SOURCE EXCERPT -
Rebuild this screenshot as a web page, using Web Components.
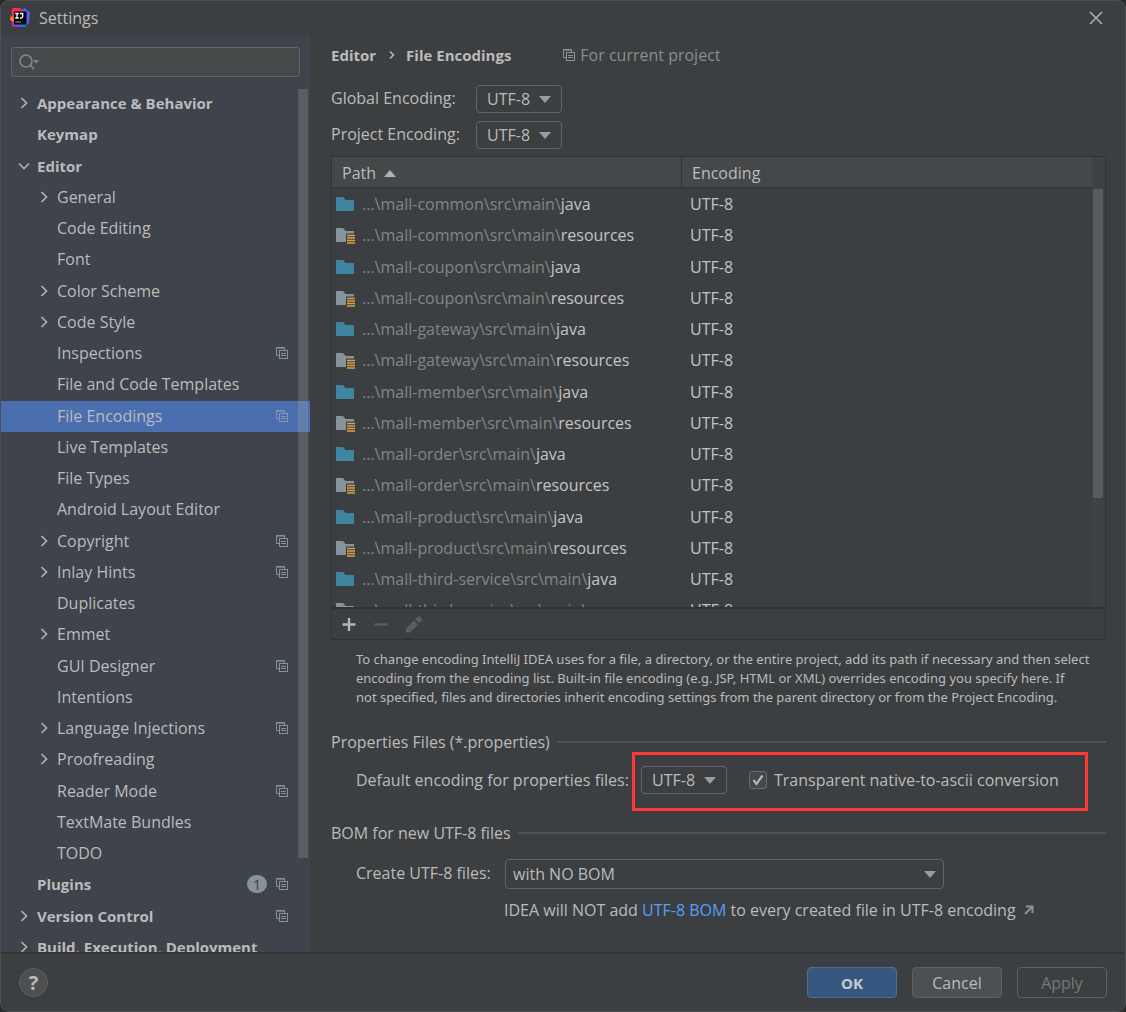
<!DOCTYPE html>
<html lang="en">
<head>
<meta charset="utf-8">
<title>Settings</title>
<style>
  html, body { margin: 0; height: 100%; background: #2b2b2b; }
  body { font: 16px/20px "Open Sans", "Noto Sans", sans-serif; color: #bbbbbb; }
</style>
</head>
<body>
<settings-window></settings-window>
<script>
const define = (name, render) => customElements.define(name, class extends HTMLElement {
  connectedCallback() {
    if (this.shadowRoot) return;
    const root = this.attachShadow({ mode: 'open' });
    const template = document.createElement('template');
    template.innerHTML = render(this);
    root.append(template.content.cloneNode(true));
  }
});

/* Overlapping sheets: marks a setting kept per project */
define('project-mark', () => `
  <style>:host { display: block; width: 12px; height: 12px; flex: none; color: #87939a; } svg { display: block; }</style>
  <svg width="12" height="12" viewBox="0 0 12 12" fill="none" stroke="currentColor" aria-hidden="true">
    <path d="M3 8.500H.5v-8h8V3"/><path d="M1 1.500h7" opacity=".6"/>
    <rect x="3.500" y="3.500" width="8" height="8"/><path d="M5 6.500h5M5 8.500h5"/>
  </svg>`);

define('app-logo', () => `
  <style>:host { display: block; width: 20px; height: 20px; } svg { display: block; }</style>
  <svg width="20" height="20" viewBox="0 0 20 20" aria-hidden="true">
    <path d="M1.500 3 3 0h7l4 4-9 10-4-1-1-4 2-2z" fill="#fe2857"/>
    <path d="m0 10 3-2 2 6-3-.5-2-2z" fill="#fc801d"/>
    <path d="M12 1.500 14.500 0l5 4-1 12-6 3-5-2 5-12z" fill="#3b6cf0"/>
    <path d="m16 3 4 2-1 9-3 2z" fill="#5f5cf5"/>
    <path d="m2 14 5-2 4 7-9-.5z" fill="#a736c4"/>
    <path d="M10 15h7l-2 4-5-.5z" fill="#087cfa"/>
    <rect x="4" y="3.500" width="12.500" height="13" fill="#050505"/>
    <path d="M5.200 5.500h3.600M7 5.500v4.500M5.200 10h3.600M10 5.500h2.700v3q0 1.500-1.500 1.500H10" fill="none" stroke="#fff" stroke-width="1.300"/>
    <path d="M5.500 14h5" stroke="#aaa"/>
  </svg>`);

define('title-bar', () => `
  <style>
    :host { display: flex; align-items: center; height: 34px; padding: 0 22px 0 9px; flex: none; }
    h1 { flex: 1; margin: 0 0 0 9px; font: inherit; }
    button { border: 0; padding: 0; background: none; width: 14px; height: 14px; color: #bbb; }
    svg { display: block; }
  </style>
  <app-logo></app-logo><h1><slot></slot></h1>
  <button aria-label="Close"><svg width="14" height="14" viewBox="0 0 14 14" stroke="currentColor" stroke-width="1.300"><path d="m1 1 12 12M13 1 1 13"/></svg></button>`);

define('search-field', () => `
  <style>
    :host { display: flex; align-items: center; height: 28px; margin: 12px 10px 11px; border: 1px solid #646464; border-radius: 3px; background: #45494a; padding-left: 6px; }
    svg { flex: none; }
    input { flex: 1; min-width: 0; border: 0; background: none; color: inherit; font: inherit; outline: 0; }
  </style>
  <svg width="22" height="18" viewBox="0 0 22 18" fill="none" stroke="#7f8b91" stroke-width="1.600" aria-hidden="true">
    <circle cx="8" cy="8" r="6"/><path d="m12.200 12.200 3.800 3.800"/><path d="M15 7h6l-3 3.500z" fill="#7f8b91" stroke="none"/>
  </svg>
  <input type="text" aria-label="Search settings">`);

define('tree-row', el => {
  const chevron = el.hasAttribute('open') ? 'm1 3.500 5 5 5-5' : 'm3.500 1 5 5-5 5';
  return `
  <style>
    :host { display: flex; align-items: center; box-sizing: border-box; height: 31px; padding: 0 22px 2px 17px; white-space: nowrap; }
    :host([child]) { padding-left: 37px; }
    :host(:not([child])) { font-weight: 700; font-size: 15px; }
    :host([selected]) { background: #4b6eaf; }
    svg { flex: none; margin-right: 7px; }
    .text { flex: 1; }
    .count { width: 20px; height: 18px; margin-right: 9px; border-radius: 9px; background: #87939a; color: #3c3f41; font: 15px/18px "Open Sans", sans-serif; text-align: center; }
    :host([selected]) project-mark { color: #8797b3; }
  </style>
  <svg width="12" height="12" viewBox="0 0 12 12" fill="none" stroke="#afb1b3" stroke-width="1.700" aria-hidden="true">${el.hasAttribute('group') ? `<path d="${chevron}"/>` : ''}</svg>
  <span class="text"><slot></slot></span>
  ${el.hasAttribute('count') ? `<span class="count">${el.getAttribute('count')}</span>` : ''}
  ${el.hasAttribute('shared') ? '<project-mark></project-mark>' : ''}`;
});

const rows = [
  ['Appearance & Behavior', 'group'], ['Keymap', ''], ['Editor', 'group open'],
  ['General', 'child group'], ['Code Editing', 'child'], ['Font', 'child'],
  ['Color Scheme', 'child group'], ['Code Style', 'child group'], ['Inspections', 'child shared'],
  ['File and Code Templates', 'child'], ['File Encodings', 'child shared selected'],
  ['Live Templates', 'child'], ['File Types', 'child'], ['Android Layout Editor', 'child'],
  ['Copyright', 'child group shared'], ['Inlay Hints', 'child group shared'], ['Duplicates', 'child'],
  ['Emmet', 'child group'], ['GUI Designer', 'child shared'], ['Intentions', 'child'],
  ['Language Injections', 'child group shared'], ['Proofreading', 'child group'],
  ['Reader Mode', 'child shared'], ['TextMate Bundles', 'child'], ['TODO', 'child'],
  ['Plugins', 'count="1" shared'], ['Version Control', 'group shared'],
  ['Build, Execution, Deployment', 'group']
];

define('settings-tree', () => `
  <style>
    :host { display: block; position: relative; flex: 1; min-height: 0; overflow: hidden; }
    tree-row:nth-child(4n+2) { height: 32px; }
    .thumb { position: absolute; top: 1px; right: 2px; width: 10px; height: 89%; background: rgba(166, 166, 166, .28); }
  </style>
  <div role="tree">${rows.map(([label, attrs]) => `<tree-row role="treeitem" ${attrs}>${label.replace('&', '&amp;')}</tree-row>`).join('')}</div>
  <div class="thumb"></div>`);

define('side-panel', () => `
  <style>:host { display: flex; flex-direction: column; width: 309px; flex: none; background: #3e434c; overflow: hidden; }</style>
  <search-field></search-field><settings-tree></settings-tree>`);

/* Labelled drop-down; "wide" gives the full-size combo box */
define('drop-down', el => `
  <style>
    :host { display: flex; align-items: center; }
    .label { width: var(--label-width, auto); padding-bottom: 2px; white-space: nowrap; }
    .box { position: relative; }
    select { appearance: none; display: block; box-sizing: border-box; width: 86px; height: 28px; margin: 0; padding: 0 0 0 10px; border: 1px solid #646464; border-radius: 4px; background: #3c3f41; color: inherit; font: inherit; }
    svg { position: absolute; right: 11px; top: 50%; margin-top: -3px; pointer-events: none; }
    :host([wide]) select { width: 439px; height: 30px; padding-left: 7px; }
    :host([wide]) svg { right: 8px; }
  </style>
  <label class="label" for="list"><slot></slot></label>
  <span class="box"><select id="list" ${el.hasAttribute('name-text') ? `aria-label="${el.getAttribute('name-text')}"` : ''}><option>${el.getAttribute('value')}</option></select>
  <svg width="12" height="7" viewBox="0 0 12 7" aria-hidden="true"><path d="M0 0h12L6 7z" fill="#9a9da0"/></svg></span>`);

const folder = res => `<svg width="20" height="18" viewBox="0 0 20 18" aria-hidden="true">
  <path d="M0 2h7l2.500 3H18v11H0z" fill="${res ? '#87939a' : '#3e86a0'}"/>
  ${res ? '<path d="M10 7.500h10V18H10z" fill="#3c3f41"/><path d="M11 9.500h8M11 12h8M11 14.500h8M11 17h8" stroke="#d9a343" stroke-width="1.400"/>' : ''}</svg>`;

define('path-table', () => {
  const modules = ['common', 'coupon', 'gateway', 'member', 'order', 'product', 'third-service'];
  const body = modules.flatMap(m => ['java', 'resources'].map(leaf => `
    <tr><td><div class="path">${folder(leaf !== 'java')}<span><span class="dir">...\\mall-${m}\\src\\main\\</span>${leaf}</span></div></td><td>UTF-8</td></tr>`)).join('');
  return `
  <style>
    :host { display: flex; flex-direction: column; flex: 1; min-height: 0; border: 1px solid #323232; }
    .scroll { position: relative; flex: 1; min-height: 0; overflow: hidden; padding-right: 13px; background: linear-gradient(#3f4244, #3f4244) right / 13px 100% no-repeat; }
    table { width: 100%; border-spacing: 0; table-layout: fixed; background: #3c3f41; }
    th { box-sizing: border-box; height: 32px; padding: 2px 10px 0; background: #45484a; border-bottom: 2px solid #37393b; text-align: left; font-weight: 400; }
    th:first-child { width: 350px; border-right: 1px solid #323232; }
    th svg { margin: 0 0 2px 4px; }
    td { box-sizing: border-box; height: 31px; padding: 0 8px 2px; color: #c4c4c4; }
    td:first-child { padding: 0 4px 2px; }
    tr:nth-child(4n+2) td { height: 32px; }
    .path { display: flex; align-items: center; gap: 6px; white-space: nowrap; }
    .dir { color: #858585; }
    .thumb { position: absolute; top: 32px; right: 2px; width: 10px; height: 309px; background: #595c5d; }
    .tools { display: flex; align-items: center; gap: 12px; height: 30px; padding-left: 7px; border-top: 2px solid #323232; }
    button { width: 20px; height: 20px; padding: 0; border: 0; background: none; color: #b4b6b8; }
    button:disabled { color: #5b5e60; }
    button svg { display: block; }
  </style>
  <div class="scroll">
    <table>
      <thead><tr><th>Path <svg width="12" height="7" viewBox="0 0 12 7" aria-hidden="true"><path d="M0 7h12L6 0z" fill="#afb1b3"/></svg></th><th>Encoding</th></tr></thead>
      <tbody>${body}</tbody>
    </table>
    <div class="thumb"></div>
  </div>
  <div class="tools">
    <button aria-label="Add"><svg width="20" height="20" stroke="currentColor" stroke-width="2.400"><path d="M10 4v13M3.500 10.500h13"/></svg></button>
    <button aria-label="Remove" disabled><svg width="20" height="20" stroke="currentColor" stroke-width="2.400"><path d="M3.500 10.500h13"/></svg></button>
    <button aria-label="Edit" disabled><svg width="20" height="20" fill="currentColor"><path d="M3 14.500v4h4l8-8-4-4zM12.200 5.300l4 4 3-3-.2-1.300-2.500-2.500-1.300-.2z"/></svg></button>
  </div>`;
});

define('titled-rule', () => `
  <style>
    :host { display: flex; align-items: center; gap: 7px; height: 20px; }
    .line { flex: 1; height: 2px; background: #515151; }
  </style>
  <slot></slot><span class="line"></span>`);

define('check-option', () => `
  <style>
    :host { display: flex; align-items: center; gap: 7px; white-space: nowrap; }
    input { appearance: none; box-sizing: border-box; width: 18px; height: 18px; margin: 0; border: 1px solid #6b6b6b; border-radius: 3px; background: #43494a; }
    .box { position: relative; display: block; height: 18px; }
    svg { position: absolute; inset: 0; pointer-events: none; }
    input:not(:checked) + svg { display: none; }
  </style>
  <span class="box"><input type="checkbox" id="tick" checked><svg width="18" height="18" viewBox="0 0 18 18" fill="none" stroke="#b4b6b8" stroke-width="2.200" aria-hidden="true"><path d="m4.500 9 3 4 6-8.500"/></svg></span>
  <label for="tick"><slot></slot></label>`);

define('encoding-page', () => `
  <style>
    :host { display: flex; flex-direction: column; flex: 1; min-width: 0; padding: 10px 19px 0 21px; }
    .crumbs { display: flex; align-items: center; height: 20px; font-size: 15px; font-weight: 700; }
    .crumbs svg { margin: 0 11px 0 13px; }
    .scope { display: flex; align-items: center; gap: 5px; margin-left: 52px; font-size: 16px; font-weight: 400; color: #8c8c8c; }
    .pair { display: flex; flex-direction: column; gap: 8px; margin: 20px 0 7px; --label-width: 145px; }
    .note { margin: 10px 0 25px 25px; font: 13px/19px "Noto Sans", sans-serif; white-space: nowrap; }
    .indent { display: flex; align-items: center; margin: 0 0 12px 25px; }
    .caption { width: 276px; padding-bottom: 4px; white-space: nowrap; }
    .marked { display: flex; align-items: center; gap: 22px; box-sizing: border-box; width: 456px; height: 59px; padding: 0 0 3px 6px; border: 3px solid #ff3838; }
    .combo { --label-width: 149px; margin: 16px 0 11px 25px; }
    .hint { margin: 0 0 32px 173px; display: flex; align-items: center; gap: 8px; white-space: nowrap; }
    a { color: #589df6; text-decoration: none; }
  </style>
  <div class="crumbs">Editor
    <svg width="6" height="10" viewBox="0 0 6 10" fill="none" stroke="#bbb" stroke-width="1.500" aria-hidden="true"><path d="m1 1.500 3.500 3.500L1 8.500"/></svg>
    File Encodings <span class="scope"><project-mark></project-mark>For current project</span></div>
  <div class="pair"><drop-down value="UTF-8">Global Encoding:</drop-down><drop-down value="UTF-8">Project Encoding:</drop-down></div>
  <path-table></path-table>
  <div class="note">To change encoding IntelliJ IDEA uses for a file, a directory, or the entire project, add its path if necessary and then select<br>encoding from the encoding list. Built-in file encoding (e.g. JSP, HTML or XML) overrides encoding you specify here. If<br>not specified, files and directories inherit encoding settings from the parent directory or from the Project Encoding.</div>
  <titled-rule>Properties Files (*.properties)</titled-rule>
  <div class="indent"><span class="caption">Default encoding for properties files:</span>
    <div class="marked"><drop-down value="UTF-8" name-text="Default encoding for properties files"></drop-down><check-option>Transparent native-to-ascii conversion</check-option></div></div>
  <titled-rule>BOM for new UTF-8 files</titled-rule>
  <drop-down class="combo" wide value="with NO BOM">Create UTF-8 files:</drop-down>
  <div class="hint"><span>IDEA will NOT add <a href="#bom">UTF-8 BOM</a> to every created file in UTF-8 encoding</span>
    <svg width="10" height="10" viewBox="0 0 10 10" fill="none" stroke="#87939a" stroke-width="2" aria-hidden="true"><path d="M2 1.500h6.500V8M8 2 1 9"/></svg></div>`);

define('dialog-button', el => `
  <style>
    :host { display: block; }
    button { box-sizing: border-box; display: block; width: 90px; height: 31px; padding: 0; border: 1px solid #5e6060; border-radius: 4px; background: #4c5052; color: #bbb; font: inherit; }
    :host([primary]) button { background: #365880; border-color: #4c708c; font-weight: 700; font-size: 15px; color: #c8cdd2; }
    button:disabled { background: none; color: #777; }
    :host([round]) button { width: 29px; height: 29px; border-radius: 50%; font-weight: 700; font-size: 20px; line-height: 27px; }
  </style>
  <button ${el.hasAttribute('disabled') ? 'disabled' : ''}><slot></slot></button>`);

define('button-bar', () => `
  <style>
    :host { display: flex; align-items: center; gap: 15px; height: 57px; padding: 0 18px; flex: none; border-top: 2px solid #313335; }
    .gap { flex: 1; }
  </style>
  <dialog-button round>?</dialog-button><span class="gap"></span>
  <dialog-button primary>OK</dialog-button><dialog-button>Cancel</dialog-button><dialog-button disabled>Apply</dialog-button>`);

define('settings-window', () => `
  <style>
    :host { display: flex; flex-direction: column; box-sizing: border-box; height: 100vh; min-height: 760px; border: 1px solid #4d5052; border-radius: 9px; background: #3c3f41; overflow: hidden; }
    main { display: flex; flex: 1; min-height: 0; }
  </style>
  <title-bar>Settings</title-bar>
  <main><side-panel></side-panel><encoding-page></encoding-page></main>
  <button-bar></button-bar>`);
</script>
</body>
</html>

WHAT NEEDS TO BE DONE - Only a number is wanted: how many lines contain the word "this"?

FULL SOLUTION - 4